Firstly, I'm not exactly the most athletic person in the world, so it'd be really good for me to get some more exercise regularly, especially because I won't have gym next year. I'm not too worried about it affecting my ability to play soccer, because I am pretty good, but, you know, I worry that I might let the team down or something, and I really, _really, _dislike most team sports because of the pressure of doing well not just for yourself, but for the team. I think, though, that I could get past this if it wasn't too serious, but I have no idea how serious it will be. I've never played a high school sport before, and every team is different, anyway.

Also, there's the commitment. The gym teacher told me that I'd be practicing every day afterschool for the season, and I don't know if I'd be able to handle that. I'm expecting a lot more work next year, because I'll be starting IB classes, and I like to do other afterschool things anyway (I volunteer at a tech store on tuesdays and will have chess on wednesdays, and probably anime club on mondays, but I might skip that*). Also, a while ago one of my friends was doing wrestling and he moaned everyday about how he'd stayed hours afterschool the day before. I don't want that to happen to me.

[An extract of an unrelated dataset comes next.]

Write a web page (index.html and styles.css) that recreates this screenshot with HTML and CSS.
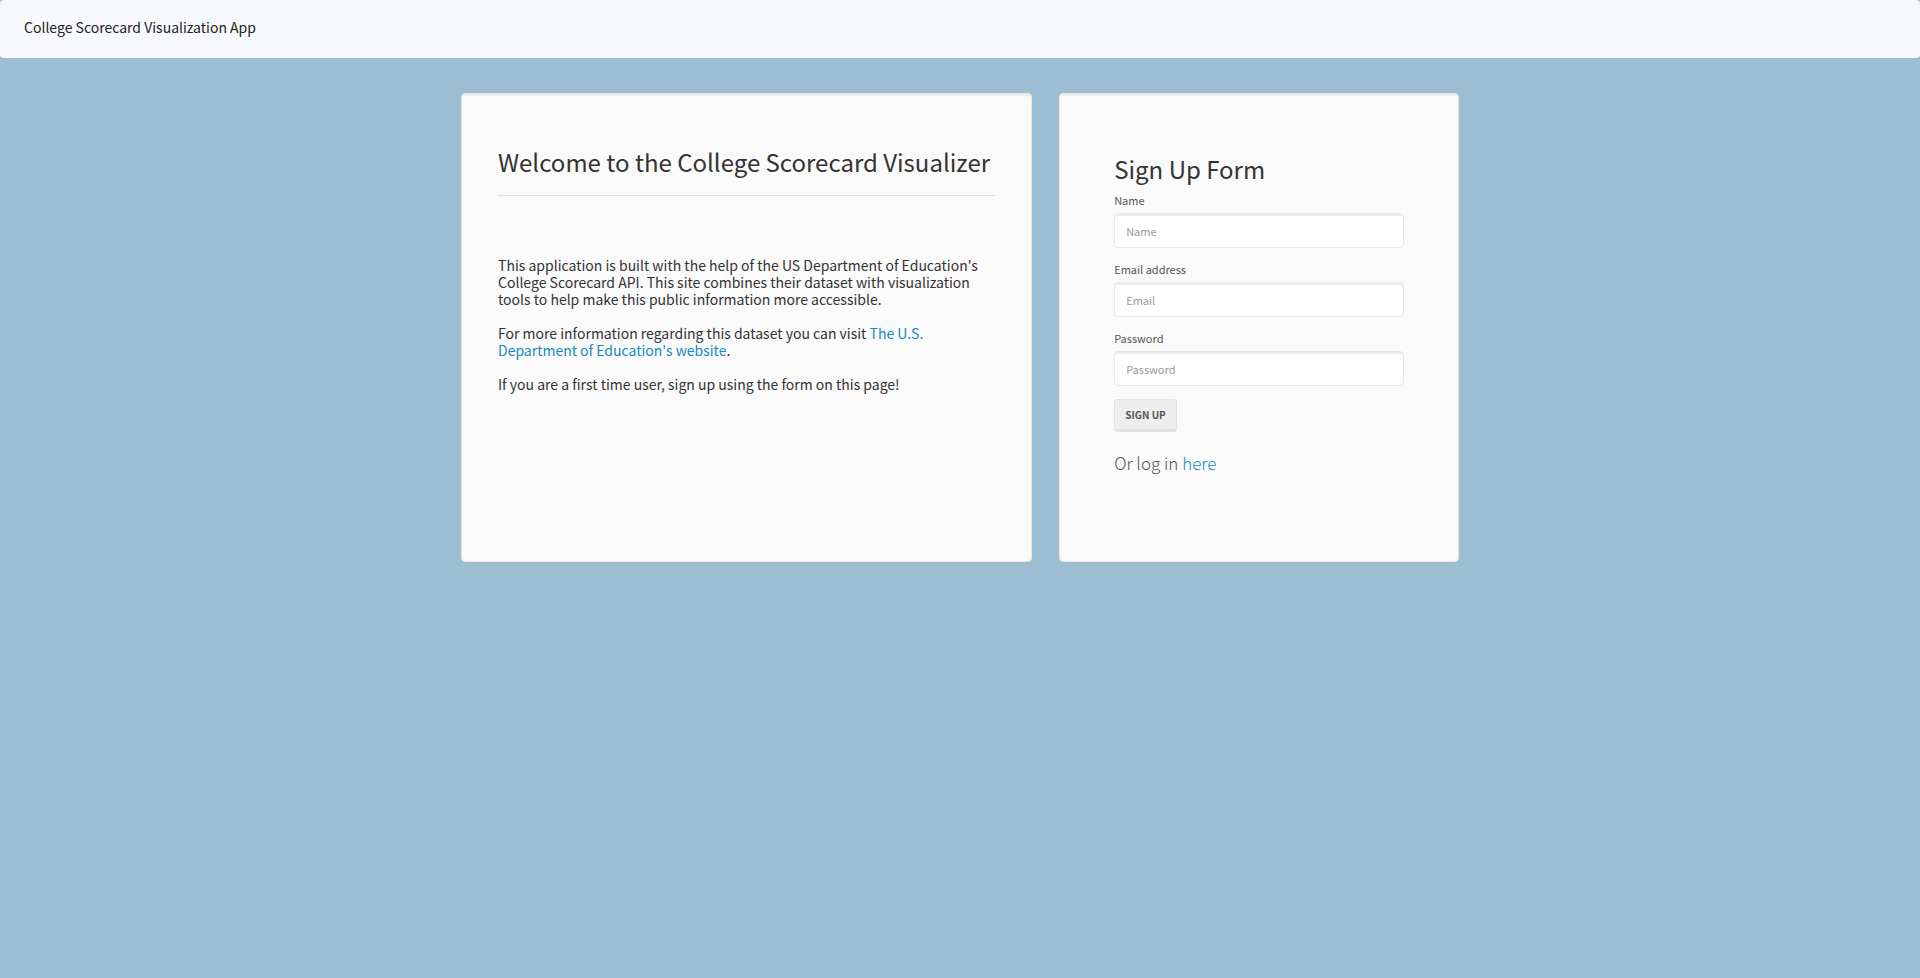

And the other players? What if they're all asshole jocks? I know soccer doesn't really attract as many jocks as other sports, but still. I want to be happy with my teammates, or else I won't have fun, which is half the point.

Also, the sports fees are $175, which, I guess, isn't that much for a whole year, but I don't want me/myparents paying that much if I wasn't really sure I wanted to do it.

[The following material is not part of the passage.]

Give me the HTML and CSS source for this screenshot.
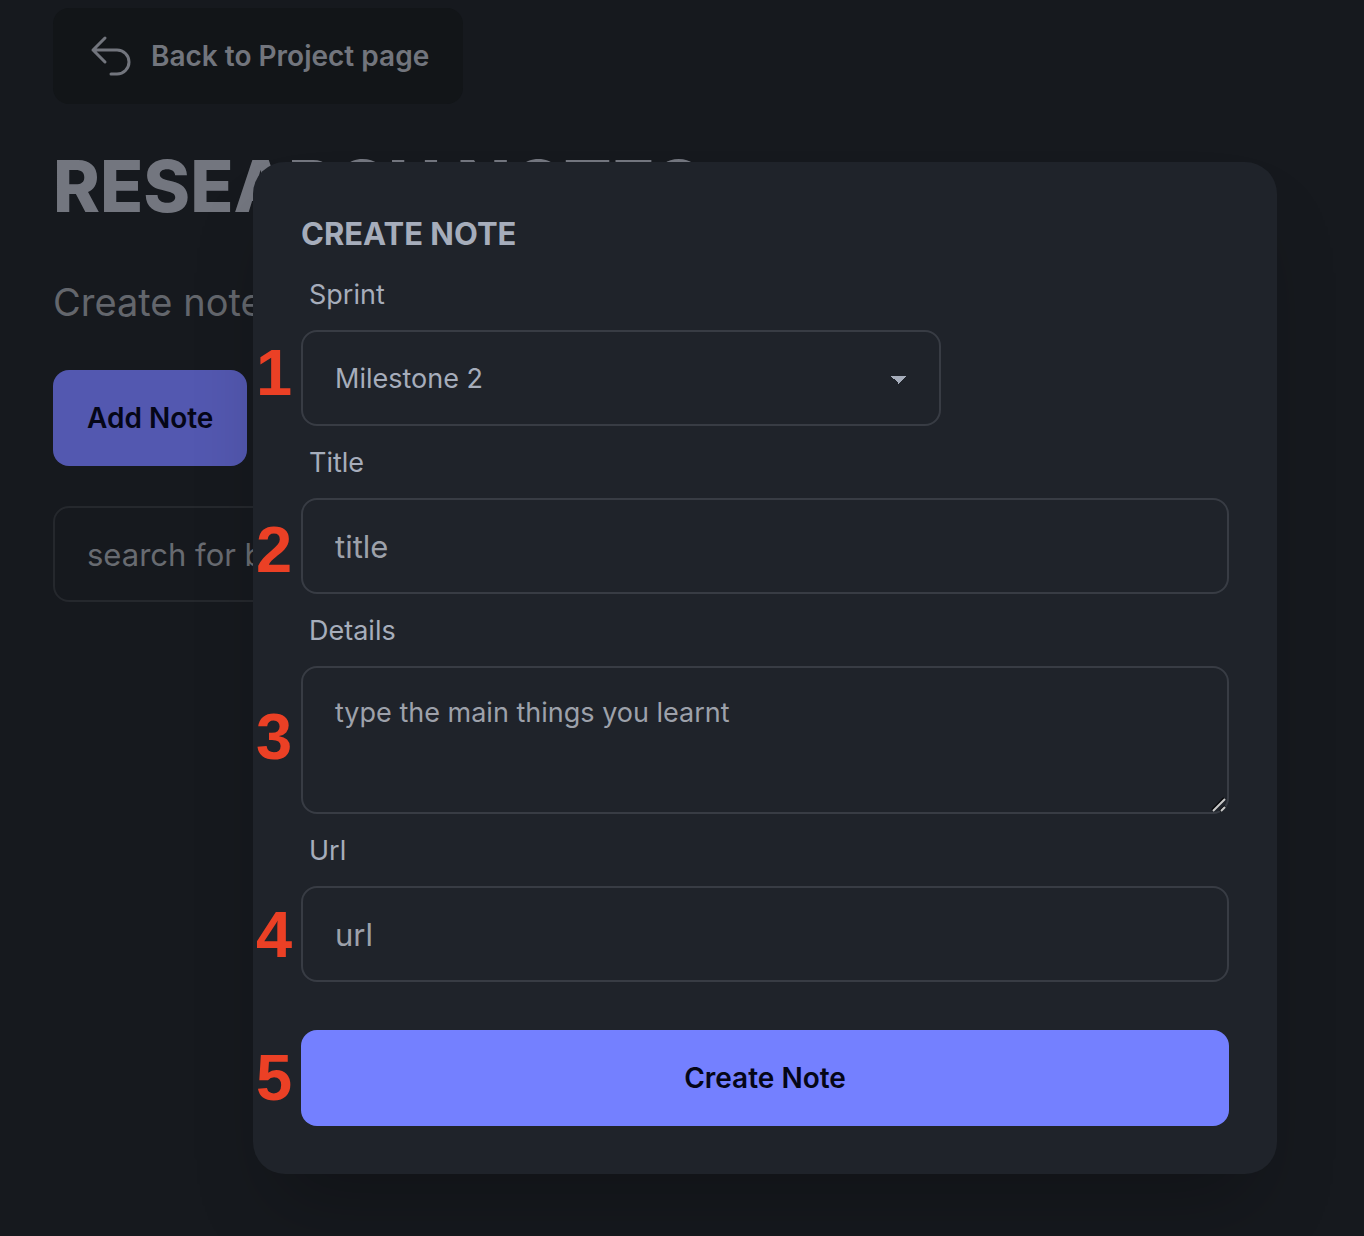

But, then again, I don't think I could rightly not do any sort of organized exercise next year. As I said, I'm not really athletic, but I kind of want to change that.

So, I guess I could find some other activity, not through school. My dad has a free gym membership that extends to me, which I could use, or I could do some rec center thing, or just the city's teen soccer league or whatever, but I'm not sure. Life advice, plox?



*I know, nerdiest afterschool things ever, right?

EDIT: Was just looking on my school's athletics website; they don't have any girls' football or boys' volleyball. Is it normally like that? No girls' wrestling either.


----------



## Tarvos (May 21, 2010)

just play, in the beginning you'll be shit but everyone is at the beginning. practice and you'll be just fine.


----------



## goldenquagsire (May 21, 2010)

I wouldn't bother, frankly. you sound like you wouldn't enjoy team sports (you don't like the teamwork aspect (which is a pretty crucial aspect!), it's expensive and you'll have other commitments). I'm not bashing sport in any way; if you like it then you should pursue it. but signing up to a team is really something you should do if you're absolutely committed and are already fairly competent at said sport.

on the other hand, the free gym membership sounds incredibly good! working out is good because it's a solitary thing so you don't need to feel like you're competing with anyone. and if it IS free then that is a ridiculously good deal, rather than $175. of course there's the problem with motivation - if you don't make the effort to go to the gym then you're kinda screwed. also, if you don't know what to do at first, all that equipment can be pretty daunting. maybe get someone to show you the ropes first?


----------



## ultraviolet (May 22, 2010)

> but signing up to a team is really something you should do if you're  absolutely committed and are already fairly competent at said sport.


especially if you turn out to suck at said sport you will _loathe _going to practice.


----------



## Tarvos (May 25, 2010)

you can always ask for like a trial period or something


----------